Also saw a carbon 29er frame in final stages of design.


The whole operation was not huge but was fairly clean, all rooms were isolated at least with doors. All the lay up and mould stages were mostly done by women and the dirtier sanding and painting jobs were done by men.

Also saw them testing frames for flex with dial gauges and weights. They said they test every frame??

They were very welcoming, but I can tell you it wasn't easy to find.

As I said won't be able to post pics till later but I'll try to answer other Q's if you have any.

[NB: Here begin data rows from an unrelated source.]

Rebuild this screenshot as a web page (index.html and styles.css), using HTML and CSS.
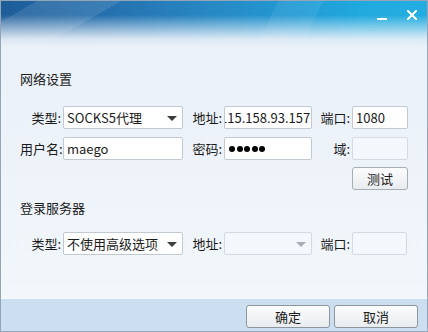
FILE: index.html
```html
<!DOCTYPE html>
<html lang="zh-CN">
<head>
<meta charset="utf-8">
<title>网络设置</title>
<link rel="stylesheet" href="styles.css">
</head>
<body>
<div class="window">
  <div class="titlebar">
    <div class="controls">
      <span class="ctl ctl-min" title="最小化"><svg width="10" height="10" viewBox="0 0 10 10"><rect x="0" y="7" width="10" height="2" fill="#fff"/></svg></span>
      <span class="ctl ctl-close" title="关闭"><svg width="10" height="10" viewBox="0 0 10 10"><path d="M1 1 L9 9 M9 1 L1 9" stroke="#fff" stroke-width="2" stroke-linecap="square"/></svg></span>
    </div>
  </div>
  <div class="content">
    <div class="section-title sec1">网络设置</div>
    <div class="form-grid">
      <div class="lbl">类型:</div>
      <div class="field select"><span class="val">SOCKS5代理</span><span class="arrow"></span></div>
      <div class="lbl">地址:</div>
      <div class="field clip"><span class="val scrolled">115.158.93.157</span></div>
      <div class="lbl">端口:</div>
      <div class="field"><span class="val">1080</span></div>

      <div class="lbl">用户名:</div>
      <div class="field"><span class="val">maego</span></div>
      <div class="lbl">密码:</div>
      <div class="field"><span class="dots"><i></i><i></i><i></i><i></i><i></i></span></div>
      <div class="lbl">域:</div>
      <div class="field disabled"></div>

      <div class="btn-cell"><div class="btn small">测试</div></div>
    </div>
    <div class="section-title sec2">登录服务器</div>
    <div class="form-grid">
      <div class="lbl">类型:</div>
      <div class="field select"><span class="val">不使用高级选项</span><span class="arrow"></span></div>
      <div class="lbl">地址:</div>
      <div class="field select disabled"><span class="val"></span><span class="arrow grey"></span></div>
      <div class="lbl">端口:</div>
      <div class="field disabled short"></div>
    </div>
  </div>
  <div class="footer">
    <div class="btn">确定</div>
    <div class="btn">取消</div>
  </div>
</div>
</body>
</html>
```

FILE: styles.css
```css
html, body {
  margin: 0;
  padding: 0;
}
body {
  width: 428px;
  height: 332px;
  overflow: hidden;
  font-family: "Noto Sans CJK SC", "Noto Sans", sans-serif;
  font-size: 13px;
  color: #1b1b1b;
}
.window {
  box-sizing: border-box;
  width: 428px;
  height: 332px;
  border: 1px solid #93a6b8;
  display: flex;
  flex-direction: column;
  background: linear-gradient(to bottom, #e9f0f8 0%, #edf3f9 50%, #f4f8fc 100%);
}
.titlebar {
  height: 45px;
  flex: none;
  display: flex;
  justify-content: flex-end;
  align-items: flex-start;
  background:
    linear-gradient(to bottom, rgba(233,240,248,0) 0px, rgba(233,240,248,0) 14px, rgba(233,240,248,0.55) 28px, rgba(233,240,248,0.92) 38px, #e9f0f8 45px),
    linear-gradient(150deg, rgba(255,255,255,0) 0px, rgba(255,255,255,0) 18px, rgba(255,255,255,0.10) 18px, rgba(255,255,255,0.10) 60px, rgba(255,255,255,0) 60px),
    linear-gradient(115deg, rgba(255,255,255,0) 62%, rgba(255,255,255,0.07) 62%, rgba(255,255,255,0.07) 72%, rgba(255,255,255,0) 72%),
    linear-gradient(to right, #1d5d99 0%, #2570ae 25%, #2789c4 50%, #2299d3 68%, #20aade 85%, #23ade0 100%);
}
.controls {
  display: flex;
  align-items: flex-start;
  gap: 20px;
  padding: 9px 10px 0 0;
}
.ctl {
  display: block;
  width: 10px;
  height: 10px;
}
.ctl svg { display: block; }
.ctl-min { margin-top: 1px; }
.ctl-close { margin-top: 0; }
.content {
  flex: 1;
  padding-left: 19px;
}
.section-title {
  line-height: 18px;
  height: 18px;
}
.sec1 { margin-top: 24px; }
.sec2 { margin-top: 8px; }
.form-grid {
  display: grid;
  grid-template-columns: 43px 120px 41px 88px 40px 56px;
  grid-auto-rows: 23px;
  row-gap: 8px;
  margin-top: 18px;
}
.sec2 + .form-grid { margin-top: 15px; }
.lbl {
  text-align: right;
  padding-right: 2px;
  line-height: 23px;
  white-space: nowrap;
}
.field {
  box-sizing: border-box;
  height: 23px;
  border: 1px solid #c2c9d1;
  border-radius: 2px;
  background: #fff;
  display: flex;
  align-items: center;
  padding-left: 3px;
  overflow: hidden;
  position: relative;
  white-space: nowrap;
}
.field .val {
  line-height: 21px;
}
.field.clip { padding-left: 0; }
.val.scrolled { margin-left: -5px; }
.field.disabled {
  background: #f4f7fb;
  border-color: #d3dae2;
}
.field.short { width: 55px; }
.select .val { flex: 1; }
.arrow {
  width: 0;
  height: 0;
  border-left: 5px solid transparent;
  border-right: 5px solid transparent;
  border-top: 5px solid #3c3c3c;
  margin-right: 5px;
  margin-top: 1px;
}
.arrow.grey { border-top-color: #a9aeb4; }
.dots {
  display: flex;
  gap: 1.5px;
  padding-left: 1px;
}
.dots i {
  display: block;
  width: 6px;
  height: 6px;
  border-radius: 50%;
  background: #000;
}
.btn-cell {
  grid-column: 6;
  margin-top: -1px;
}
.btn {
  box-sizing: border-box;
  height: 23px;
  width: 84px;
  border: 1px solid #8d959d;
  border-radius: 3px;
  background: linear-gradient(to bottom, #fcfcfd 0%, #f2f4f6 50%, #e9ecef 100%);
  text-align: center;
  line-height: 21px;
}
.btn.small {
  width: 56px;
  border-color: #a6aeb6;
}
.footer {
  flex: none;
  height: 33px;
  box-sizing: border-box;
  border-top: 1px solid #f7fafd;
  background: #cbdff0;
  display: flex;
  justify-content: flex-end;
  gap: 4px;
  padding: 6px 9px 0 0;
}
```
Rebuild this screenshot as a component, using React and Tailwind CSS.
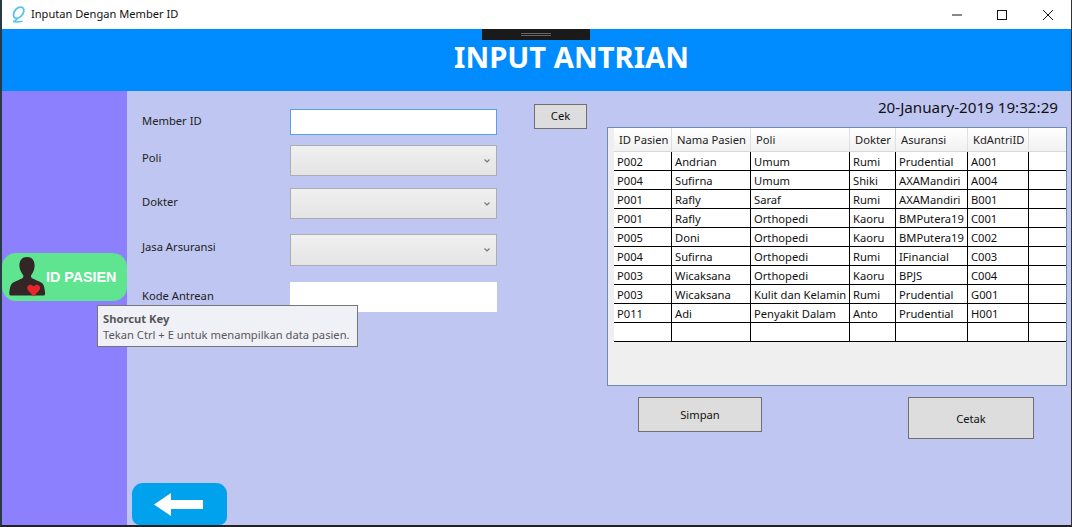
const FONT = "font-['Noto_Sans','Open_Sans',sans-serif]";

const ROWS = [
  ["P002", "Andrian", "Umum", "Rumi", "Prudential", "A001"],
  ["P004", "Sufirna", "Umum", "Shiki", "AXAMandiri", "A004"],
  ["P001", "Rafly", "Saraf", "Rumi", "AXAMandiri", "B001"],
  ["P001", "Rafly", "Orthopedi", "Kaoru", "BMPutera19", "C001"],
  ["P005", "Doni", "Orthopedi", "Kaoru", "BMPutera19", "C002"],
  ["P004", "Sufirna", "Orthopedi", "Rumi", "IFinancial", "C003"],
  ["P003", "Wicaksana", "Orthopedi", "Kaoru", "BPJS", "C004"],
  ["P003", "Wicaksana", "Kulit dan Kelamin", "Rumi", "Prudential", "G001"],
  ["P011", "Adi", "Penyakit Dalam", "Anto", "Prudential", "H001"],
  ["", "", "", "", "", ""],
];

const HEADERS = ["ID Pasien", "Nama Pasien", "Poli", "Dokter", "Asuransi", "KdAntriID", ""];
const COLS = "grid grid-cols-[58px_79px_99px_46px_72px_61px_38px]";

const AppIcon = () => (
  <svg width="14" height="17" viewBox="0 0 14 17" fill="none" className="shrink-0">
    <path
      d="M9 1.2C5.5 1 2.2 4 1.6 8c-.4 2.6 1 4.4 3 4.4 3 0 6.800-3.400 7.200-7.200.3-2.600-1-4-2.800-4Z"
      stroke="#56c4ee"
      strokeWidth="1.800"
    />
    <path d="M5.500 12.500C4.500 14 2.500 15.500 1 15.600c3 .6 6.500.2 9.500-.4" stroke="#56c4ee" strokeWidth="1.500" />
  </svg>
);

const PersonIcon = () => (
  <svg width="38" height="40" viewBox="0 0 38 42" className="shrink-0">
    <path
      d="M19 0c5 0 8 3.500 8 9 0 4-1.500 7.500-3.500 10-.6 1-.3 2.500.8 3.200 3 1.600 7 2.800 10 4.800 2 1.300 3.200 4 3.700 11 .2 1.500-.5 2.500-2 2.500H2.500C1 40.500 .2 39.500.4 38c.6-7 1.800-9.700 3.800-11 3-2 7-3.200 10-4.800 1-.7 1.300-2.200.7-3.200C13 16.500 11 13 11 9c0-5.500 3-9 8-9Z"
      fill="#322626"
    />
    <path
      d="M26 41.500 l-5.500-6c-1.500-1.700-1.700-4-.4-5.400 1.500-1.500 4-1.200 5.900.8 1.900-2 4.400-2.300 5.900-.8 1.300 1.400 1.100 3.700-.4 5.400Z"
      fill="#e8262c"
    />
  </svg>
);

const Chevron = () => (
  <svg width="6" height="4" viewBox="0 0 6 4" fill="none" className="shrink-0">
    <path d="M.5.5 3 3 5.500.5" stroke="#777" strokeWidth="1.200" />
  </svg>
);

const FormLabel = ({ children, className = "" }) => (
  <span className={`w-[148px] shrink-0 text-[11.2px] text-[#222] ${className}`}>{children}</span>
);

const Select = ({ height }) => (
  <div className={`flex w-[207px] items-center justify-end border border-[#adadad] bg-gradient-to-b from-[#f0f0f0] to-[#e4e4e4] pr-[6px] ${height}`}>
    <Chevron />
  </div>
);

const GrayButton = ({ children, className = "" }) => (
  <button className={`border border-[#707070] bg-[#dddddd] text-[11.2px] text-[#111] ${className}`}>{children}</button>
);

export default function App() {
  return (
    <div className={`relative flex h-[527px] w-[1072px] flex-col overflow-hidden border-b-2 border-l-2 border-r border-b-[#222] border-l-[#2a3a44] border-r-[#333] bg-white ${FONT}`}>
      {/* title bar */}
      <div className="flex h-[29px] shrink-0 items-center bg-white pl-[10px]">
        <AppIcon />
        <span className="ml-[5px] text-[11.1px] text-[#111]">Inputan Dengan Member ID</span>
        <div className="ml-auto flex items-center pr-[18px]">
          <svg width="10" height="2" viewBox="0 0 10 2" className="mr-[35px]">
            <path d="M0 1h10" stroke="#111" strokeWidth="1" />
          </svg>
          <svg width="10" height="10" viewBox="0 0 10 10" fill="none" className="mr-[36px]">
            <rect x="0.500" y="0.500" width="9" height="9" stroke="#111" />
          </svg>
          <svg width="10" height="10" viewBox="0 0 10 10" fill="none">
            <path d="M0 0l10 10M10 0 0 10" stroke="#111" />
          </svg>
        </div>
      </div>

      {/* blue header */}
      <div className="relative flex h-[62px] shrink-0 items-center justify-center bg-[#008cff] pb-[4px] pl-[70px]">
        <h1 className="text-[29.2px] font-bold leading-none text-white">
          INPUT ANTRIAN
        </h1>
        {/* dragged handle */}
        <div className="absolute left-[480px] top-0 flex h-[11px] w-[108px] items-center justify-center bg-[#1a1a1a]">
          <div className="h-[3px] w-[30px] border-y border-y-[#666]" />
        </div>
      </div>

      <div className="flex min-h-0 flex-1">
        {/* sidebar */}
        <div className="flex w-[125px] shrink-0 flex-col bg-[#8c80ff] pt-[162px]">
          <div className="flex h-[48px] items-center rounded-[14px] bg-[#5fe590] pl-[6px]">
            <PersonIcon />
            <span className="pt-[1px] font-['Liberation_Sans',sans-serif] text-[14.3px] font-bold text-white">ID PASIEN</span>
          </div>
        </div>

        {/* content */}
        <div className="flex min-w-0 flex-1 bg-[#bfc6f1]">
          <div className="flex w-[370px] shrink-0 flex-col pl-[15px] pt-[18px]">
            <div className="flex h-[26px] items-center">
              <FormLabel className="pb-[2px]">Member ID</FormLabel>
              <div className="h-[26px] w-[207px] border border-[#5b9fe6] bg-white" />
            </div>
            <div className="mt-[10px] flex h-[31px] items-center">
              <FormLabel className="pb-[5px]">Poli</FormLabel>
              <Select height="h-[31px]" />
            </div>
            <div className="mt-[12px] flex h-[31px] items-center">
              <FormLabel className="pb-[3px]">Dokter</FormLabel>
              <Select height="h-[31px]" />
            </div>
            <div className="mt-[15px] flex h-[32px] items-center">
              <FormLabel className="pb-[5px]">Jasa Arsuransi</FormLabel>
              <Select height="h-[32px]" />
            </div>
            <div className="mt-[16px] flex h-[30px] items-center">
              <FormLabel className="pb-[2px]">Kode Antrean</FormLabel>
              <div className="h-[30px] w-[207px] bg-white" />
            </div>
            <div className="-ml-[10px] mt-auto flex h-[42px] w-[95px] items-center justify-center rounded-b-[8px] rounded-t-[11px] bg-[#00a2ed] pr-[2px]">
              <svg width="49" height="23" viewBox="0 0 49 23">
                <path d="M0 11.500 17 0v7h32v9H17v7Z" fill="#fff" />
              </svg>
            </div>
          </div>

          <div className="flex w-[110px] shrink-0 items-start pl-[37px] pt-[13px]">
            <GrayButton className="h-[25px] w-[53px]">Cek</GrayButton>
          </div>

          <div className="flex w-[460px] shrink-0 flex-col">
            <div className="h-[36px] pr-[9px] pt-[5px] text-right text-[15.2px] leading-[22px] text-[#111]">20-January-2019 19:32:29</div>
            <div className="flex h-[259px] flex-col overflow-hidden border border-[#6f8cab] bg-[#efefef] text-[11.2px]">
              <div className={`${COLS} ml-[6px] h-[24px] border-b border-b-[#d8d8d8] bg-gradient-to-b from-white to-[#f1f1f1]`}>
                {HEADERS.map((h, i) => (
                  <div key={i} className="flex items-center whitespace-nowrap border-r border-r-[#e0e0e0] pl-[5px] pt-[1px] text-[#222]">
                    {h}
                  </div>
                ))}
              </div>
              <div className="flex flex-col">
                {ROWS.map((row, r) => (
                  <div key={r} className={`${COLS} ml-[6px] h-[19px] border-b border-b-black bg-white`}>
                    {[...row, ""].map((cell, c) => (
                      <div key={c} className={`flex items-center whitespace-nowrap pl-[3px] pt-[1px] leading-none text-[#111] ${c < 6 ? "border-r border-r-black" : ""}`}>
                        {cell}
                      </div>
                    ))}
                  </div>
                ))}
              </div>
            </div>
            <div className="mt-[11px] flex items-start">
              <GrayButton className="ml-[31px] h-[35px] w-[124px] pt-[1px]">Simpan</GrayButton>
              <GrayButton className="ml-[146px] h-[42px] w-[126px] pt-[2px]">Cetak</GrayButton>
            </div>
          </div>
        </div>
      </div>

      {/* tooltip */}
      <div className="absolute left-[95px] top-[305px] h-[42px] w-[261px] border border-[#767676] bg-[#f0f1f7] px-[5px] pt-[5px] text-[11.2px] leading-[16px] text-[#575757]">
        <div className="font-bold">Shorcut Key</div>
        <div className="whitespace-nowrap">Tekan Ctrl + E untuk menampilkan data pasien.</div>
      </div>
    </div>
  );
}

Was a great couple of hours.

Rob


----------



## Coolhand

Neat- looking forward to the pictures!

:thumbsup:


----------



## BernyMac

Hongfu may see a significant increase in business soon. This is great publicity for them.


----------



## WaynefromOrlando

This makes me lean more towards buying a frame from Hongfu than anything I have read so far! Thanks for the information and like the others, photos please!


----------



## topflightpro

I've exchanged a few e-mails with Jenny. I'm curious to see what you think of their operation. I have not yet pulled the trigger on carbon rims.


----------



## AvantDale

SBH1973 said:


> If you folks want to get a sense of what Chinese factory culture is like – and the women who work in them, including in management and administration, you must read Leslie Chang's excellent book "Factory Girls: From Village to City in a Changing China", probably the best work on workers' culture in the new China. I'm sure "Jenny" is much like the young women in Chang's book who started as wage workers on the factory floor and worked their way into middle management.
> 
> http://www.amazon.com/Factory-Girls-Village-Changing-China/dp/0385520182/ref=tmm_pap_title_0



I've visited several shoe factories in China. To my surprise...most of them are female.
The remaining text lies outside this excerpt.